Further, we consider three CNN architectures. The first is the Multi-Channel Subband Regularized CNN (MSR-CNN) which processes each of the decomposed subband channels with a separate CNN. The second architecture, Single-Channel Subband Regularized CNN (SSR-CNN), stacks up the subbands into multiple channels forming a single input to a single CNN. Each of the SSR-CNN and MSR-CNN architectures includes an FC layer that performs classification by combining the features extracted from the CNN(s). Finally, we consider a regular full-band CNN, Baseline CNN (BCNN), that computes the subband decomposition of the input and processes it through a single regular CNN. We note that SSR-CNN and BCNN serve mainly as benchmark architectures against which we evaluate the performance of MSR-CNN.

To demonstrate the performance of the considered architectures, we apply them in an image classification problem. The proposed structures can be applied to other kinds of problems, such as audio and communication signal processing. We show that our proposed architecture with the ASD front-end structure and MSR-CNN architecture achieves accuracy comparable to, if not better, than the state of the art, and it generalizes much better than a standard CNN model. Importantly, we achieve these results by requiring less than 10% of the computations in the inference path and only 25% of the computations in backpropagation compared to a full-band standard CNN. An additional benefit is that our proposed subband decomposition structure is a form of structural regularization. This can be attributed to the fact that, in the case of MSR-CNN, the presented method inhibits any CNN from training on information available in other subbands. This provides additional flexibility to reach a trade-off between restricting the scope of each CNN for optimal structural regularization vs. enabling each of the CNNs to extend its scope across the subbands which may benefit feature extraction. Further, each CNN is subject to weight regularization. Combined, the structural and weight regularization, lead to reduced over-fitting. Overall, as our experimental studies show, the proposed subband architectures offer significant computational reduction with minimal impact on performance.
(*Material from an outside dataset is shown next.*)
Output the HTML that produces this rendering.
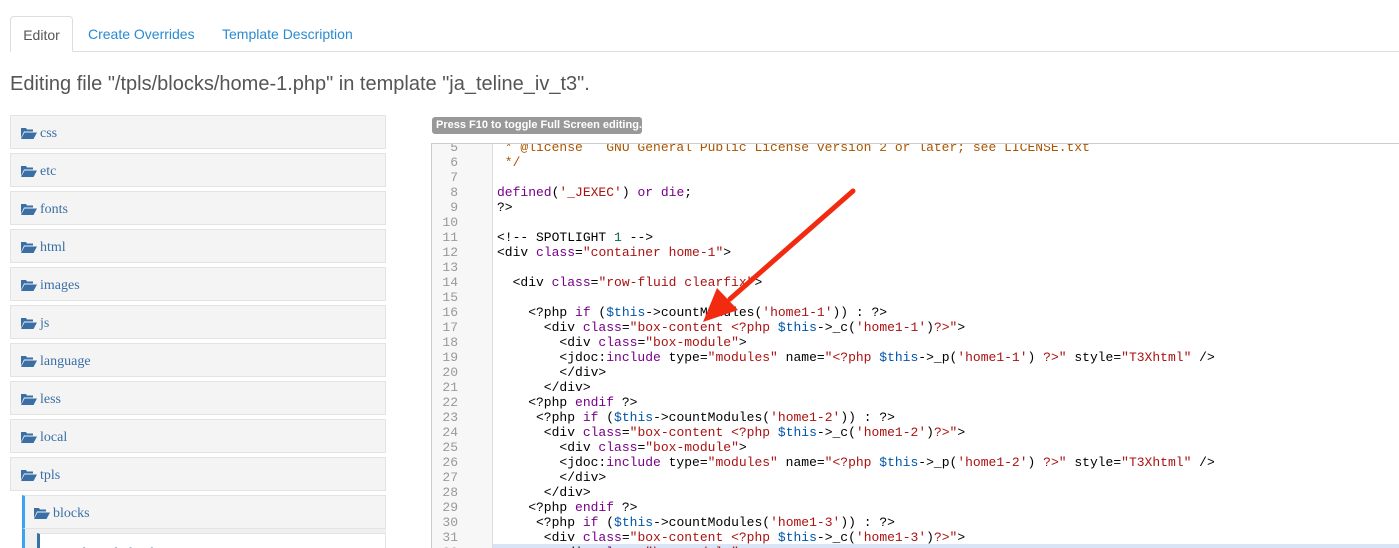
<!DOCTYPE html>
<html style="overflow:hidden"><head><meta charset="utf-8">
<style>
*{margin:0;padding:0;box-sizing:border-box}
html,body{width:1399px;height:548px;overflow:hidden}
body{background:#fff;font-family:"Liberation Sans",sans-serif;position:relative}
.tabline{position:absolute;left:10px;right:0;top:51px;border-top:1px solid #ddd}
.tab{position:absolute;top:16px;height:36px;font-size:14px;line-height:36px;color:#2a8bd0}
.tab.act{left:10px;width:63px;border:1px solid #ddd;border-bottom:1px solid #fff;border-radius:4px 4px 0 0;color:#555;text-align:center;background:#fff}
h2{position:absolute;left:10px;top:71px;font-size:20px;font-weight:normal;color:#555;line-height:26px}
.it{position:absolute;left:10px;width:376px;height:34px;background:#f4f4f4;border:1px solid #e3e3e3;font-family:"Liberation Serif",serif;font-size:14px;color:#3a6fa5;line-height:32px;padding-left:10px;padding-top:2px}
.it svg{vertical-align:-2px;margin-right:3px}
.tip{position:absolute;left:432px;top:117px;width:210px;height:17px;background:#999;border-radius:3px;color:#fff;font-size:11px;font-weight:bold;line-height:17px;padding-left:4px}
.ed{position:absolute;left:431px;top:143px;width:980px;height:420px;border:1px solid #ccc;overflow:hidden}
.gut{position:absolute;left:0;top:0;width:61px;bottom:0;background:#f7f7f7;border-right:1px solid #ddd}
pre{position:absolute;top:-19px;font-family:"Liberation Mono",monospace;font-size:13px;line-height:15px;color:#000}
.ln{left:0;width:26px;text-align:right;color:#999}
.code{left:65px}
.c{color:#a50}.k{color:#708}.s{color:#a11}.v{color:#05a}.n{color:#164}
.hl{position:absolute;left:61px;right:0;top:400px;height:15px;background:#d9e5f7}
</style></head><body>
<div class="tabline"></div>
<div class="tab act">Editor</div>
<div class="tab" style="left:88px">Create Overrides</div>
<div class="tab" style="left:222px">Template Description</div>
<h2>Editing file "/tpls/blocks/home-1.php" in template "ja_teline_iv_t3".</h2>

<div class="it" style="top:115px"><svg width="16" height="12" viewBox="0 0 16 12"><path d="M0 1h5l1 1.5h6v2H3L0 11z" fill="#3a6fa5"/><path d="M3.5 5.5H16L12.5 12H0z" fill="#3a6fa5"/></svg>css</div>
<div class="it" style="top:153px"><svg width="16" height="12" viewBox="0 0 16 12"><path d="M0 1h5l1 1.5h6v2H3L0 11z" fill="#3a6fa5"/><path d="M3.5 5.5H16L12.5 12H0z" fill="#3a6fa5"/></svg>etc</div>
<div class="it" style="top:191px"><svg width="16" height="12" viewBox="0 0 16 12"><path d="M0 1h5l1 1.5h6v2H3L0 11z" fill="#3a6fa5"/><path d="M3.5 5.5H16L12.5 12H0z" fill="#3a6fa5"/></svg>fonts</div>
<div class="it" style="top:229px"><svg width="16" height="12" viewBox="0 0 16 12"><path d="M0 1h5l1 1.5h6v2H3L0 11z" fill="#3a6fa5"/><path d="M3.5 5.5H16L12.5 12H0z" fill="#3a6fa5"/></svg>html</div>
<div class="it" style="top:267px"><svg width="16" height="12" viewBox="0 0 16 12"><path d="M0 1h5l1 1.5h6v2H3L0 11z" fill="#3a6fa5"/><path d="M3.5 5.5H16L12.5 12H0z" fill="#3a6fa5"/></svg>images</div>
<div class="it" style="top:305px"><svg width="16" height="12" viewBox="0 0 16 12"><path d="M0 1h5l1 1.5h6v2H3L0 11z" fill="#3a6fa5"/><path d="M3.5 5.5H16L12.5 12H0z" fill="#3a6fa5"/></svg>js</div>
<div class="it" style="top:343px"><svg width="16" height="12" viewBox="0 0 16 12"><path d="M0 1h5l1 1.5h6v2H3L0 11z" fill="#3a6fa5"/><path d="M3.5 5.5H16L12.5 12H0z" fill="#3a6fa5"/></svg>language</div>
<div class="it" style="top:381px"><svg width="16" height="12" viewBox="0 0 16 12"><path d="M0 1h5l1 1.5h6v2H3L0 11z" fill="#3a6fa5"/><path d="M3.5 5.5H16L12.5 12H0z" fill="#3a6fa5"/></svg>less</div>
<div class="it" style="top:419px"><svg width="16" height="12" viewBox="0 0 16 12"><path d="M0 1h5l1 1.5h6v2H3L0 11z" fill="#3a6fa5"/><path d="M3.5 5.5H16L12.5 12H0z" fill="#3a6fa5"/></svg>local</div>
<div class="it" style="top:457px"><svg width="16" height="12" viewBox="0 0 16 12"><path d="M0 1h5l1 1.5h6v2H3L0 11z" fill="#3a6fa5"/><path d="M3.5 5.5H16L12.5 12H0z" fill="#3a6fa5"/></svg>tpls</div>
<div style="position:absolute;left:22px;top:495px;width:364px;height:53px;background:#f0f0f0;border-left:3px solid #3aa3f5"></div>
<div class="it" style="top:495px;left:22px;width:364px;border-left:3px solid #3aa3f5;padding-left:9px"><svg width="16" height="12" viewBox="0 0 16 12"><path d="M0 1h5l1 1.5h6v2H3L0 11z" fill="#3a6fa5"/><path d="M3.5 5.5H16L12.5 12H0z" fill="#3a6fa5"/></svg>blocks</div>
<div class="it" style="top:533px;left:37px;width:349px;height:15px;overflow:hidden;background:#fff;border-left:3px solid #3a6fa5;border-bottom:none;padding-left:10px;padding-top:0;line-height:40px">&#9646;3-col-spotlight.php</div>

<div class="tip">Press F10 to toggle Full Screen editing.</div>

<div class="ed">
<div class="gut"></div>
<div class="hl"></div>
<pre class="ln">4
5
6
7
8
9
10
11
12
13
14
15
16
17
18
19
20
21
22
23
24
25
26
27
28
29
30
31
32</pre>
<pre class="code"><span class="c"> * @copyright</span>
<span class="c"> * @license   GNU General Public License version 2 or later; see LICENSE.txt</span>
<span class="c"> */</span>

<span class="k">defined</span>(<span class="s">'_JEXEC'</span>) <span class="k">or</span> <span class="k">die</span>;
?&gt;

&lt;!-- SPOTLIGHT <span class="n">1</span> --&gt;
&lt;div <span class="k">class</span>=<span class="s">"container home-1"</span>&gt;

  &lt;div <span class="k">class</span>=<span class="s">"row-fluid clearfix"</span>&gt;

    &lt;?php <span class="k">if</span> (<span class="v">$this</span>-&gt;countModules(<span class="s">'home1-1'</span>)) : ?&gt;
      &lt;div <span class="k">class</span>=<span class="s">"box-content &lt;?php </span><span class="v">$this</span>-&gt;_c(<span class="s">'home1-1'</span>)<span class="s">?&gt;"</span>&gt;
        &lt;div <span class="k">class</span>=<span class="s">"box-module"</span>&gt;
        &lt;jdoc:<span class="k">include</span> type=<span class="s">"modules"</span> name=<span class="s">"&lt;?php </span><span class="v">$this</span>-&gt;_p(<span class="s">'home1-1'</span>) <span class="s">?&gt;"</span> style=<span class="s">"T3Xhtml"</span> /&gt;
        &lt;/div&gt;
      &lt;/div&gt;
    &lt;?php <span class="k">endif</span> ?&gt;
     &lt;?php <span class="k">if</span> (<span class="v">$this</span>-&gt;countModules(<span class="s">'home1-2'</span>)) : ?&gt;
      &lt;div <span class="k">class</span>=<span class="s">"box-content &lt;?php </span><span class="v">$this</span>-&gt;_c(<span class="s">'home1-2'</span>)<span class="s">?&gt;"</span>&gt;
        &lt;div <span class="k">class</span>=<span class="s">"box-module"</span>&gt;
        &lt;jdoc:<span class="k">include</span> type=<span class="s">"modules"</span> name=<span class="s">"&lt;?php </span><span class="v">$this</span>-&gt;_p(<span class="s">'home1-2'</span>) <span class="s">?&gt;"</span> style=<span class="s">"T3Xhtml"</span> /&gt;
        &lt;/div&gt;
      &lt;/div&gt;
    &lt;?php <span class="k">endif</span> ?&gt;
     &lt;?php <span class="k">if</span> (<span class="v">$this</span>-&gt;countModules(<span class="s">'home1-3'</span>)) : ?&gt;
      &lt;div <span class="k">class</span>=<span class="s">"box-content &lt;?php </span><span class="v">$this</span>-&gt;_c(<span class="s">'home1-3'</span>)<span class="s">?&gt;"</span>&gt;
        &lt;div <span class="k">class</span>=<span class="s">"box-module"</span>&gt;</pre>
</div>

<svg style="position:absolute;left:0;top:0" width="1399" height="548">
<line x1="853" y1="191" x2="730" y2="299" stroke="#f22a10" stroke-width="5" stroke-linecap="round"/>
<polygon points="703,322 717,288 738,310" fill="#f22a10"/>
</svg>
</body></html>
The paper is structured as follows: In Section II, we describe the proposed subband decomposition structures and associated CNN architectures. In Section III, we study the properties of the proposed architectures, followed by a description of the experimental setup and results in Section IV. Finally, Section V concludes the paper.

II Proposed Architecture

Refer to caption — Figure 1: ASD filter structure with $M$ -Layer decomposition, where $U$ and $L$ correspond to the upper and lower part of the subband decomposition linear filter structure. Please note that $U$ and $L$ do not necessarily correspond to low pass and high pass filters, respectively, but only distinguish the two branches of each subband decomposition.

In this section, we describe the proposed frontends (ASD and CASD) and the MSR-CNN and SSR-CNN architectures in more detail.

II-A Proposed Subband Decomposition Structures

II-A1 Adaptive Subband Decomposition (ASD)

Fig. 1 depicts the ASD structure with $M$ layers. Similar to $HP$ and $LP$ in WSD [30], the $U$ and $L$ blocks represent decomposition filters. Specifically, each block comprises a collection of $c$ filters operating in parallel on the $c$ channels of the input. The filter for the $i$ th channel, $i=1,\ldots,c$ , is a real 2-dimensional filter of order $(2N+1)\times(2N+1)$ , where $N$ is an integer, with impulse response denoted by $W(k,l;i)$ . Representing the input by a tensor of dimensions $a\times b\times c$ , $X(m,n;i)$ , the output tensor $Y(m,n;i)$ is given by the convolution sum

\displaystyle Y(m,n;i)

\displaystyle=\sum_{k=-N}^{N}{\sum_{l=-N}^{N}{W(k,l;i)X(m-k,n-l;i)}}

(1)

The $U$ and $L$ blocks are followed by decimation-by-2 along the $x$ and $y$ dimensions only. Hence, at each layer, each channel of the input is split into four subbands with half the resolution along each of the $x$ and $y$ dimensions. This filtering-and-decimation process gets repeated for each subband as we move to the next decomposition layer. For example, for an input of size 224 $\times$ 224 with 3 channels, i.e., 224 $\times$ 224 $\times$ 3, an a 1-layer subband decomposition provides four subbands with dimensions 112 $\times$ 112 $\times$ 3. For 2-layer decomposition, the same input yields 16 subbands of dimensions 56 $\times$ 56 $\times$ 3 each. We note that the net dimension of the input and the final stack of the generated subbands are the same.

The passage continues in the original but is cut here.